The third may surprise: It’s Jake McQuaide, the third-year long snapper from Ohio State.
McQuaide quietly signed a four-year contract extension earlier this month. According to documents filed with the NFL Players Association, McQuaide will earn just under $3.5 million over the course of the extension (from 2014 through ’17), a total than includes a $500,000 signing bonus.
He was already under contract for the 2013 season under the original deal he signed as an undrafted rookie in 2011. He plays for the same base salary this season ($555,000) as he did under that original contract.
As McQuaide freely admits, signing a long snapper to an extension before he enters the final year of a contract “kind of is unprecedented.”
But there were good reasons to do so for both parties.
For McQuaide, it provides a measure of security because of the signing bonus, and the fact that his base salaries are at or just slightly above the league minimum in each year of the extension. As long as he’s still performing, McQuaide is less likely to price himself out of the business at the end of his contract.
That’s basically what happened to his predecessor, Chris Massey, in 2011. Massey counted $1.375 million against the salary cap and was due to make a base salary of $875,000 that season. Instead, the Rams saved cap money by releasing Massey and signing McQuaide to a base salary of $375,000 in 2011.
McQuaide said his agent, Glenn Schwartzman of Alliance Sports Management, broached the topic of an extension with the Rams around the time of the NFL scouting combine in February.
“He was just running ideas through his head and said if the Rams like you, and they don’t want to expose you to any kind of free agency, and don’t want to have to tender you, then it would be in their best interest and our best interest (to negotiate an extension),” McQuaide said. “What I told him was anything that you can do that keeps me in St. Louis is what I want to do.”
Negotiations didn’t heat up until after the spring practice period concluded in mid-June, and after the Rams’ 2013 draft class had agreed to terms and signed its contracts. McQuaide knew enough from talking to other players throughout the NFL that there were worse places to be than playing for coach Jeff Fisher and special teams coordinator John Fassel in St. Louis.
“I know I have it pretty good in St. Louis with Coach Fisher and Coach Fassel,” McQuaide said. “I couldn’t ask for a better punter (Johnny Hekker) and kicker (Greg Zuerlein) — the young nucleus that we have. I just think it’s an exciting place to be, an exciting team to be a part of, and we’re going in the right direction. I want to be a part of it.”
From a Rams perspective, the team avoids the possibility of having to tender McQuaide as a restricted free agent following the 2013 season. The minimum tender for a restricted free agent is expected to be around $1.4 million next offseason. With the extension, McQuaide’s cap count in 2014 will be a little more than half that amount, so the new deal creates more cap space for next offseason.
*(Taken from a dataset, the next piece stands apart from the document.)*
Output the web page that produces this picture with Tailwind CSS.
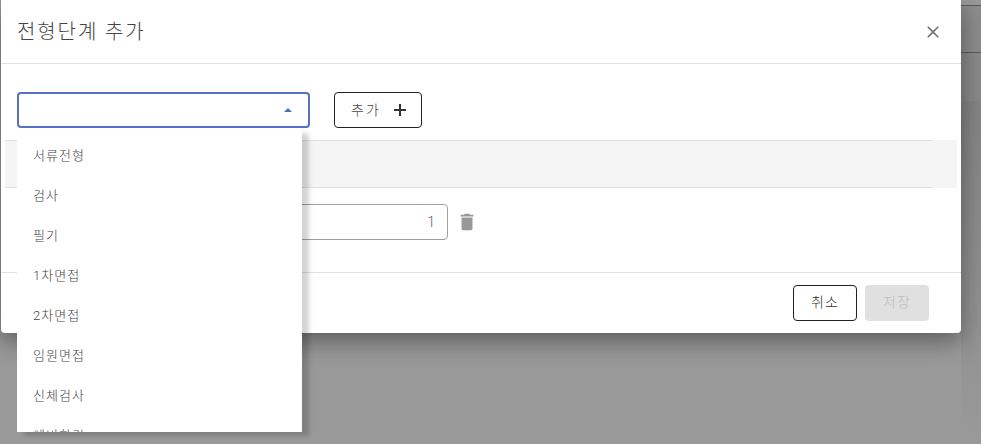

“No matter what, I’m making better money doing this than anything else I could be doing,” McQuaide said. “I get to do what I love, and not many people get a chance to do that.
“You have to perform in this league. One thing that you learn very quickly is that if you’re not performing, someone else will. So it is really nice that they’ve put their confidence in me. But it’s now my turn to perform.”